The great value for me in deciding that there's no such thing as writer's block is that now when I get stuck, I don't think, "Oh, well, I'm blocked. I can't write until inspiration comes back." Instead, I think, "Well, what's the problem? WHY don't I want to write today?" And if I'm just tired or having a bad day, I'll tell myself, "Just one page, and you can quit." As often as not, the act of writing breaks up the block and I write my normal daily quota. And if I literally can't think of what to say next, I actively try to figure out why I'm stuck and how to get unstuck. E.g. yesterday instead of writing I spent an hour brainstorming with a CP, then wrote up notes on what needs to happen in my next 150 pages or so. Which unfortunately entails completely rewriting the previous 50 pages.
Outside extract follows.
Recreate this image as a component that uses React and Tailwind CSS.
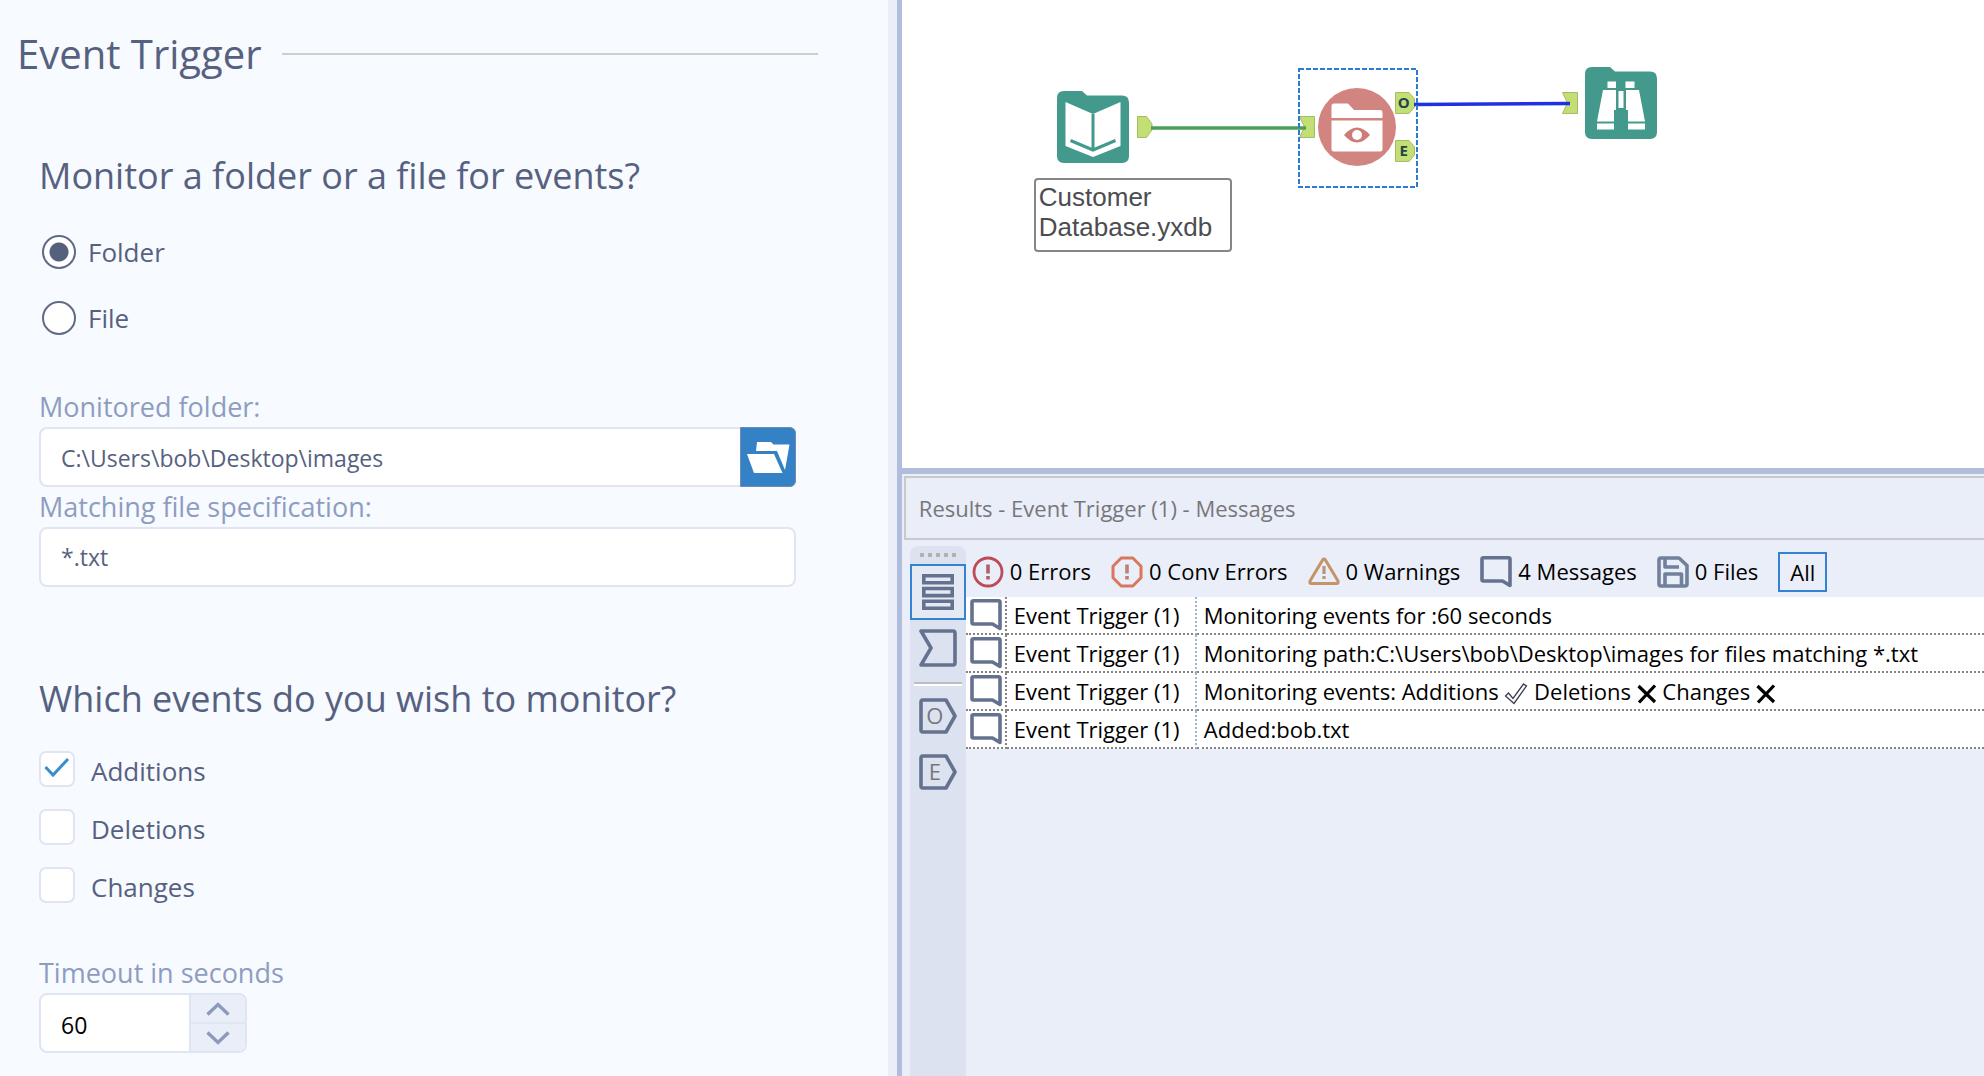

The other thing about the "nurse's block" analogy that helps me is that maybe nurse's can't call in with nurse's block, but they do get sick leave, bereavement leave, and vacation time. So I can forgive myself for falling badly behind over the past two weeks, because having the flu is a perfectly valid reason to miss work of any kind.

Elena Greene said...

It sounds like you've figured out what does and doesn't work for you. I think that's so important.

To me the nurse analogy is helpful but I think it does break down eventually (as all analogies do).
The thing is I can perform tasks that require only the conscious mind/logic brain/whatever at any time with the same efficiency. But with the writing I can only go so far without cooperation from the subconscious, which is more vulnerable to things like rejections, reviews, unsupportive loved ones. Daily butt-in-chair can take care of that "don't feel like writing today" block but may not be enough for bigger issues. In fact, I've found that prolonged butt-in-chair when I'm really struggling can make things worse. That's when things like journaling, meditation, exercise, etc... can be helpful.

An analogy I like is with athletes who suffer injuries or lose confidence. Practice alone won't fix such problems; they might need to do some physical therapy or change their training methods.

I believe writer's block does exist though not all writers suffer from the more acute form. But it's a condition that can and should be treated, not an excuse to stop working.

Anyway, I hope you feel better soon! My kids and I are in our 3rd week of sinus horrors so I know how exhausting that is.

Danielle said...

I can turn out 80 pages or more a month despite working full time, having a 3-year-old child, and only being able to squeeze an hour or so per day out of the calendar to write

This makes me so envious. ::sigh::
I was never that prolific, but I wrote steadily -- until I started the Crazy New Job last summer. I haven't written more than dribs and drabs since.

I don't know whether I need hairpats or butt-kicking, but I need *something* to get me back on track.